В любом случае, он... ничего. Около сорока. Каштановые волосы. Кажется, симпатичный.
Я могу позволить себе такой щедрый комплимент, потому что знаю, что он мне не конкурент на роль партнера. Слишком новичок.
За это я награждаю его улыбкой.
— Если ты так говоришь.
Он моргает, но пропускает мимо ушей мой неловкий ответ, когда мы заходим в лифт.
— Готова к этой буре?
— Конечно. У меня здесь лыжи и ракетница. — Я похлопываю себя по бедру.
— Ты шутишь, но я постоянно слышу, что зимний шторм Барри должен быть настоящим монстром.
Я поднимаю взгляд от своего телефона.
— Что еще за Барри?
— Они так его называют. Шторм.
— А под «они» ты подразумеваешь метеорологов, — говорю я таким тоном, каким могла бы говорить об астрологах. Одно из них — псевдонаука. Как и другое.
— Это было главным заголовком практически во всех новостных лентах в течение всего дня. Предполагается, что Барри станет ураганом века.
Я даже не могу удостоить его ответом, но мужчина не понимает намека и продолжает болтать, уткнувшись в свой телефон.
— Черт. Сейчас тарифы просто бешеные, — бормочет он, показывая мне приложение на своем телефоне, как будто это должно что-то значить для меня. — Ты живешь недалеко от центра, верно?
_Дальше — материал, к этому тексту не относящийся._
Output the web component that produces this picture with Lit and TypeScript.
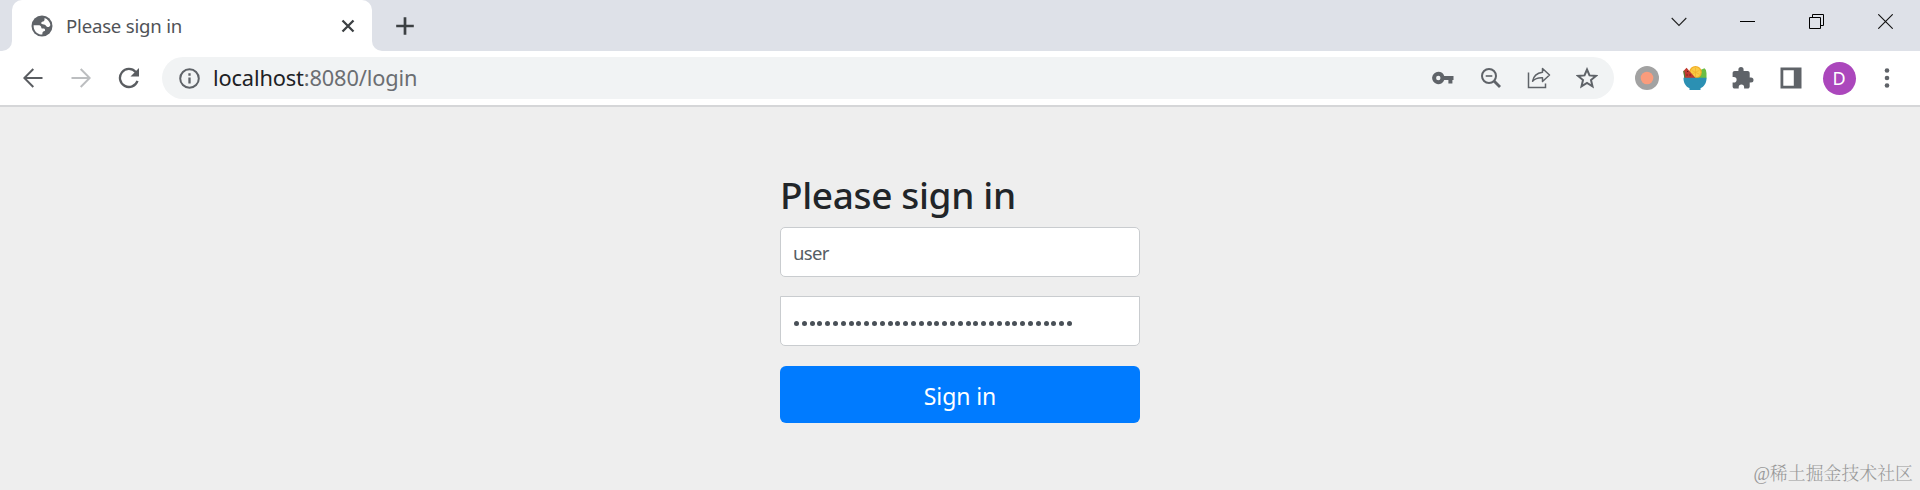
import { LitElement, html, css, svg } from "lit";
import { customElement } from "lit/decorators.js";

const icon = (w: number, h: number, body: unknown) =>
  html`<svg width=${w} height=${h} viewBox="0 0 ${w} ${h}" fill="none">${body}</svg>`;

const icons = {
  globe: icon(22, 22, svg`<circle cx="11" cy="11" r="10.5" fill="#5f6368"/>
    <path fill="#fff" d="M13.500 3c3 1 5.500 3.800 5.900 7-.4 1.400-1.500 2.200-2.900 2-1.500-.2-1.500-1.600-2.600-2.200-1.200-.6-3.200 0-3.600-1.200-.4-1.300.6-2.100 1.700-2.200 1.300-.1 1.700-.9 1.500-3.400zM2.600 10.200h4.700c1.500 0 2.900.6 3 2.200.1.900.7 1.300 1.500 1.200 1.300-.1 2.200.3 2.300 1.500.1 1.100-1 1.300-1.800 1.500-.9.300-.8 1.600-1 2.900-4.900.3-8.900-3.700-8.700-9.300z"/>`),
  tabClose: icon(14, 14, svg`<path d="M1.500 1.500l11 11M12.500 1.500l-11 11" stroke="#3c4043" stroke-width="2.300"/>`),
  plus: icon(18, 18, svg`<path d="M9 .2v17.600M.2 9h17.600" stroke="#3c4043" stroke-width="2.700"/>`),
  chevron: icon(16, 10, svg`<path d="M.7 1l7.300 7.500L15.300 1" stroke="#222" stroke-width="1.100"/>`),
  minimize: icon(15, 15, svg`<path d="M0 7.500h15" stroke="#000"/>`),
  restore: icon(15, 15, svg`<path d="M.5 3.500h11v11H.5zM3.500 3.500v-3h11v11h-3" stroke="#000"/>`),
  close: icon(15, 15, svg`<path d="M.3.3l14.400 14.400M14.700.3L.3 14.700" stroke="#111" stroke-width="1.100"/>`),
  back: icon(20, 20, svg`<path d="M19.500 10H1.500M10.300 1L1.300 10l9 9" stroke="#5a5d61" stroke-width="2"/>`),
  forward: icon(20, 20, svg`<path d="M.5 10h18M9.700 1l9 9-9 9" stroke="#bcbec0" stroke-width="2"/>`),
  reload: icon(22, 22, svg`<path d="M17.700 5A9 9 0 1 0 19.500 13.800" stroke="#5a5d61" stroke-width="2.300"/><path d="M21 1v8.500h-8.500z" fill="#5a5d61"/>`),
  info: icon(21, 21, svg`<circle cx="10.500" cy="10.500" r="9.300" stroke="#5f6368" stroke-width="2"/><path d="M10.500 9.500v6M10.500 5.300v2.400" stroke="#5f6368" stroke-width="2.300"/>`),
  key: icon(22, 14, svg`<path fill="#5f6368" fill-rule="evenodd" d="M6.300.8a6.200 6.200 0 1 0 5.900 8.200h4.200v3.600h4V9h1.100V5H12.200A6.200 6.200 0 0 0 6.300.8zm0 4a2.200 2.200 0 1 1 0 4.400 2.200 2.200 0 0 1 0-4.400z"/>`),
  zoomOut: icon(20, 20, svg`<circle cx="8" cy="8" r="7" stroke="#5f6368" stroke-width="2"/><path d="M4.700 8h6.600" stroke="#5f6368" stroke-width="1.600"/><path d="M13 13l6 6" stroke="#5f6368" stroke-width="2.800"/>`),
  share: icon(24, 22, svg`<path d="M1.500 5.500v15h17v-4" stroke="#5f6368" stroke-width="1.500"/><path d="M15.500 1.500l7 6.500-7 6.500v-3.800c-4.500-.2-7.600.8-9.900 3.500.8-5 4-8.200 9.900-9z" stroke="#5f6368" stroke-width="1.500" stroke-linejoin="round"/>`),
  star: icon(22, 22, svg`<path d="M11 2.500l2.500 5.900 6.400.5-4.900 4.200 1.500 6.200L11 16l-5.500 3.300L7 13.100 2.100 8.900l6.400-.5z" stroke="#5f6368" stroke-width="2"/>`),
  record: icon(24, 24, svg`<circle cx="12" cy="12" r="12" fill="#a2a2a2"/><circle cx="12" cy="12" r="6.300" fill="#fa9c7c"/>`),
  bowl: icon(24, 24, svg`<path d="M15 12.500V5L21.500 2.200q2.300 1.500 2 5V12.500z" fill="#6bbd45"/>
    <circle cx="12.500" cy="6.300" r="6.300" fill="#f2ae24"/><circle cx="12.500" cy="6.300" r="5.100" fill="#fbcb45"/>
    <path d="M12.500 2v9M8.500 4.300l8 4M8.500 8.300l8-4" stroke="#f0b02c" stroke-width=".7"/>
    <path d="M3.500 1.800L13 12.500H1.500L.5 5z" fill="#c0392f"/><path d="M.8 4.800L2 12.500" stroke="#527d32" stroke-width="1.200"/>
    <path d="M4 5.500h1.200M6.500 9h1.200M3.500 9h1.200" stroke="#5a1c1a" stroke-width="1.200"/>
    <path d="M.5 11.800h23c.2 5.200-2.300 8.900-6 10.500V24h-11v-1.700C2.800 20.700.3 17 .5 11.800z" fill="#2b90b3"/>`),
  puzzle: icon(22, 22, svg`<path fill="#5f6368" d="M19 10.500h-1.300V6.200c0-1.200-.9-2.100-2.100-2.100h-4V2.700a2.600 2.600 0 0 0-5.200 0v1.400H2.700C1.500 4.100.6 5 .6 6.200v3.700h1.200a2.800 2.800 0 0 1 0 5.600H.6v3.900c0 1.200.9 2.100 2.100 2.100h4v-1.200a2.700 2.700 0 0 1 5.400 0v1.200h3.500c1.200 0 2.100-.9 2.100-2.100v-3.900H19a2.500 2.500 0 0 0 0-5z"/>`),
  panel: icon(22, 22, svg`<path fill="#5f6368" fill-rule="evenodd" d="M.5.5h21v21H.5zM3.300 3.300v15.400h10.500V3.300z"/>`),
  menu: icon(6, 22, svg`<g fill="#5f6368"><circle cx="3" cy="3.500" r="2.300"/><circle cx="3" cy="11" r="2.300"/><circle cx="3" cy="18.500" r="2.300"/></g>`),
};

@customElement("browser-tabs")
class BrowserTabs extends LitElement {
  static styles = css`
    :host { display: flex; height: 51px; background: #dee1e8; font-family: "Noto Sans", sans-serif; }
    svg { display: block; flex: none; }
    .edge { width: 12px; background: #fff; }
    .edge i { display: block; height: 51px; background: #dee1e8; }
    .left i { border-bottom-right-radius: 10px; }
    .right i { border-bottom-left-radius: 10px; }
    .crown { background: #dee1e8; }
    .tab { width: 360px; height: 51px; box-sizing: border-box; display: flex; align-items: center; background: #fff; border-radius: 10px 10px 0 0; padding: 0 17px 0 19px; }
    .title { flex: 1; margin-left: 13px; font-size: 18.6px; line-height: 24px; color: #505357; letter-spacing: -0.2px; }
    .new { display: flex; align-items: center; margin-left: 12px; }
    .controls { display: flex; margin-left: auto; height: 43px; }
    .controls span { width: 69px; display: flex; align-items: center; justify-content: center; }
  `;
  render() {
    return html`
      <div class="edge left"><i></i></div>
      <div class="crown"><div class="tab">${icons.globe}<span class="title">Please sign in</span>${icons.tabClose}</div></div>
      <div class="edge right"><i></i></div>
      <div class="new">${icons.plus}</div>
      <div class="controls">
        <span>${icons.chevron}</span><span>${icons.minimize}</span><span>${icons.restore}</span><span>${icons.close}</span>
      </div>`;
  }
}

@customElement("browser-toolbar")
class BrowserToolbar extends LitElement {
  static styles = css`
    :host { display: flex; align-items: center; height: 56px; box-sizing: border-box; padding: 0 9px; background: #fff; border-bottom: 2px solid #d5d6d8; font-family: "Noto Sans", sans-serif; }
    svg { display: block; flex: none; }
    .slot { width: 48px; height: 42px; flex: none; display: flex; align-items: center; justify-content: center; }
    .omni { width: 1452px; height: 42px; box-sizing: border-box; margin: 0 9px; display: flex; align-items: center; border-radius: 21px; background: #f1f3f4; padding: 0 3px 0 17px; }
    .url { flex: 1; margin-left: 13px; font-size: 21.8px; letter-spacing: -0.15px; line-height: 40px; padding-bottom: 1px; color: #6b6e72; }
    .url b { font-weight: 400; color: #202124; }
    .avatar { width: 33px; height: 33px; border-radius: 50%; background: #ab47bc; color: #fff; font-size: 18px; line-height: 33px; text-align: center; }
  `;
  render() {
    return html`
      <span class="slot">${icons.back}</span><span class="slot">${icons.forward}</span><span class="slot">${icons.reload}</span>
      <div class="omni">${icons.info}<span class="url"><b>localhost</b>:8080/login</span>
        ${[icons.key, icons.zoomOut, icons.share, icons.star].map((i) => html`<span class="slot">${i}</span>`)}
      </div>
      ${[icons.record, icons.bowl, icons.puzzle, icons.panel].map((i) => html`<span class="slot">${i}</span>`)}
      <span class="slot"><span class="avatar">D</span></span>
      <span class="slot">${icons.menu}</span>`;
  }
}

@customElement("sign-in-form")
class SignInForm extends LitElement {
  static styles = css`
    :host { display: block; width: 360px; font-family: "Noto Sans", sans-serif; }
    .heading { margin: 0 0 9px; font-size: 37px; letter-spacing: -0.35px; line-height: 46px; font-weight: 500; color: #212529; white-space: nowrap; }
    .field { display: block; width: 360px; height: 50px; box-sizing: border-box; margin: 0 0 19px; padding: 0 12px; border: 1px solid #c9cccf; border-radius: 5px; background: #fff; color: #565d64; font: 18.5px/46px "Noto Sans", sans-serif; letter-spacing: -0.7px; outline: none; }
    .secret { border-radius: 0 0 5px 5px; margin-bottom: 20px; display: flex; align-items: center; gap: 2.8px; padding: 5px 13px 0; }
    .dot { width: 5px; height: 5px; border-radius: 50%; background: #495057; flex: none; }
    .submit { display: block; width: 360px; height: 57px; border: 0; border-radius: 6px; background: #007bff; color: #fff; font: 23px/57px "Noto Sans", sans-serif; letter-spacing: -0.1px; padding: 2px 0 0; }
  `;
  render() {
    return html`
      <h2 class="heading">Please sign in</h2>
      <input class="field" .value=${"user"} />
      <div class="field secret">${Array.from({ length: 36 }, () => html`<i class="dot"></i>`)}</div>
      <button class="submit">Sign in</button>`;
  }
}

@customElement("app-root")
class AppRoot extends LitElement {
  static styles = css`
    :host { display: block; height: 490px; overflow: hidden; background: #eee; }
    .page { position: relative; height: 383px; box-sizing: border-box; padding-top: 65px; display: flex; justify-content: center; align-items: flex-start; }
    .mark { position: absolute; right: 7px; bottom: 3px; font: 300 17.9px/26px "Liberation Serif", "Noto Serif CJK SC", "Noto Sans CJK SC", serif; color: #999; white-space: nowrap; }
  `;
  render() {
    return html`
      <browser-tabs></browser-tabs>
      <browser-toolbar></browser-toolbar>
      <div class="page"><sign-in-form></sign-in-form><span class="mark">@稀土掘金技术社区</span></div>`;
  }
}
Хочешь поедим на одной машине? Ждать всего восемь минут. Неплохо для этого времени суток на Пятой авеню.
Я издаю едва слышный смешок, и он одаривает меня насмешливой улыбкой.
— Что я упускаю?
— Я понимаю, что ты здесь недавно, но... настоящие ньюйоркцы ловят такси, — говорю я ему.
— Как долго я должен быть здесь, чтобы стать настоящим ньюйоркцем? — спрашивает он, недоумевая.
Вероятно, это риторический вопрос, но я все равно рассматриваю его всерьез, потому что это законный вопрос, заслуживающий внимания.
Сколько времени нужно, чтобы стать настоящим жителем Нью-Йорка?
Зависимости от обстоятельств. Терпеть не могу таких расплывчатых ответов, но в данном случае это правда. Некоторые люди могут прожить здесь двадцать лет, но так и не понять, что происходит. Другие, кажется, впитывают город в свою кровь за считанные недели.
— Расслабься, Кэтрин. Я пошутил, — говорит Мэтт-Майк-Мартин. — Думаю, в душе я всегда буду техасцем. Меня это устраивает.
Мы выходим из лифта, и это должно было бы стать передышкой, но вокруг полно людей, и мы вынуждены идти медленно. И вместе.
— Значит, ты останешься в городе на праздники? — спрашивает он.
Уф. Светская беседа продолжается.
— Да.
— То же самое. Приезжают родственники жены, — говорит он со страдальческим выражением лица.
Из-за этой гримасы он нравится мне еще больше. Не потому, что могу понять ужасных родственников, а потому, что он первый человек сегодня, который, кажется, понимает, что Рождество — это не только конфеты и снежинки.
— Они замечательные, — продолжает он наигранно веселым тоном, когда мы выходим на улицу. — Просто... ну, ты понимаешь. У меня впереди целых четыре вечера, чтобы придумать, чем их занять, чтобы разговор не перешел в обличительную речь о состоянии здравоохранения в стране или росте цен на пшеницу.
— Ага. — Я сразу же направляюсь к обочине и поднимаю руку, сканируя забитую людьми улицу на предмет желтых машин. Точнее, тех, у которых горит лампочка в знак того, что они свободны.
— Ты же не думаешь всерьез, что в декабре в час пик на Пятой авеню тебе удастся поймать такси, — говорит он со смехом. — Может, я и не житель Нью-Йорка, но даже я понимаю, что это бред. Да ладно. Серьезно. Поехали со мной. Ждать всего шесть минут.